How to identify who's who in participant lists?

I've been having all kinds of problems debugging my warm transfer UI. It's a seemingly endless list of crazy what-if scenarios, but at the root of it all is the fact that my code is misreading who is the agent, who is the customer, and who is the third party. Nailing that information down in a concrete, reliable, predictable way is something like alchemy: it's either dark sorcery or some kind of miracle. I would try to get into further detail, but every time I try, the text/code I type in here feels less like useful info and more like ranting. I don't want to do that. So I guess the best I can do is clarify the question a bit...

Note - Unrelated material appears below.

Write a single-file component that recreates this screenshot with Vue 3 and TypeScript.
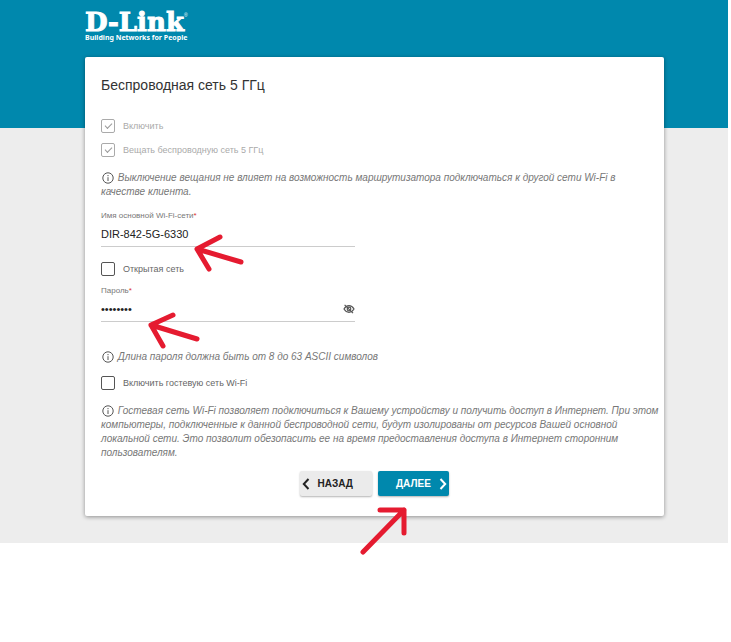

  • Originally, I tried to figure out who was the agent by purpose="agent". That didn't work because it's different for inbound vs. outbound calls. My current guess is going by the "userId" field; hopefully that is always present across object variations (the willy-nilly object structure makes it anyone's guess, lol).
  • Originally I tried to figure out who was the customer by purpose="customer" - same problem.
  • For identifying the third party, I went with the "destinationParticipantId" of some API call, I think the one that starts the transfer. Seems logical, but not always.
  • Of course if I transfer to another agent, the whole thing gets thrown out of whack on that person's account (cuz then userId points to the third party instead of the one who started the transfer)...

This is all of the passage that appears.